Em Moçambique, o desafio da emancipação passa, portanto, por reconstruir a noção de cidadania ativa, uma cidadania que questione, proponha e fiscalize. Como lembra Amílcar Cabral (1974), “ninguém pode libertar um povo se este não for sujeito da sua própria libertação”. Isso implica romper com a dependência partidária e com o medo histórico de confrontar o poder. A emancipação não é um gesto contra o Estado, mas um gesto de devolução do Estado ao povo. A emancipação é o contrário da submissão, é o despertar coletivo para a consciência crítica, o abandono da apatia e a recusa da obediência cega.
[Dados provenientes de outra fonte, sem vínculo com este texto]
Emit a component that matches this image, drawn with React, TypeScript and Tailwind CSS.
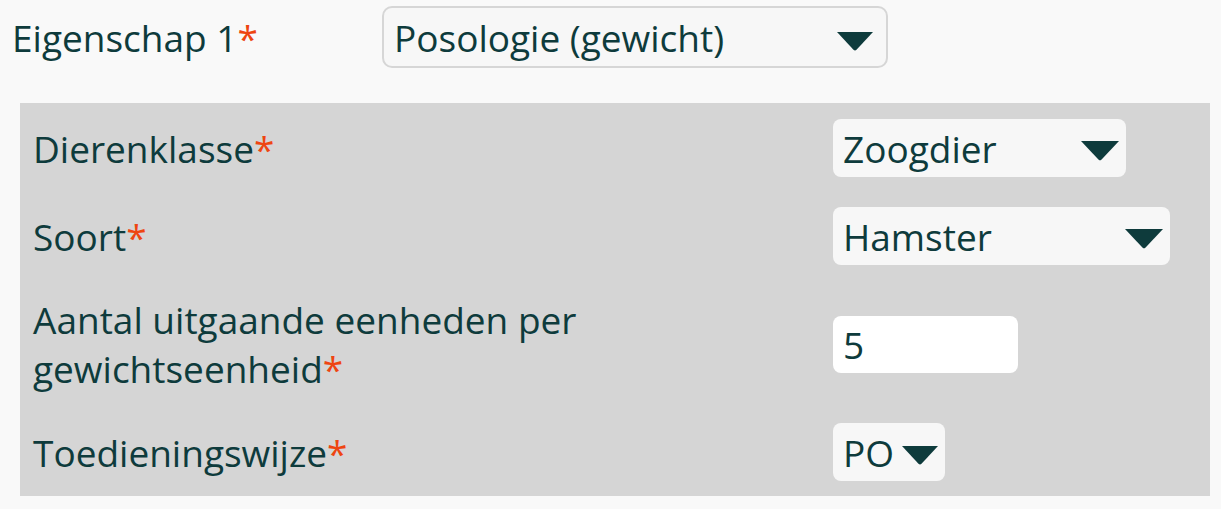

Portanto, o desafio moçambicano não é apenas político, mas civilizacional. Por isso, o desafio moçambicano não está apenas em mudar leis, mas em reconstruir a cultura do diálogo, da escuta e da responsabilidade pública. É preciso reconstruir a confiança entre o Estado e o cidadão, garantir justiça social e devolver à política no seu verdadeiro sentido, o de cuidar do bem comum para todos.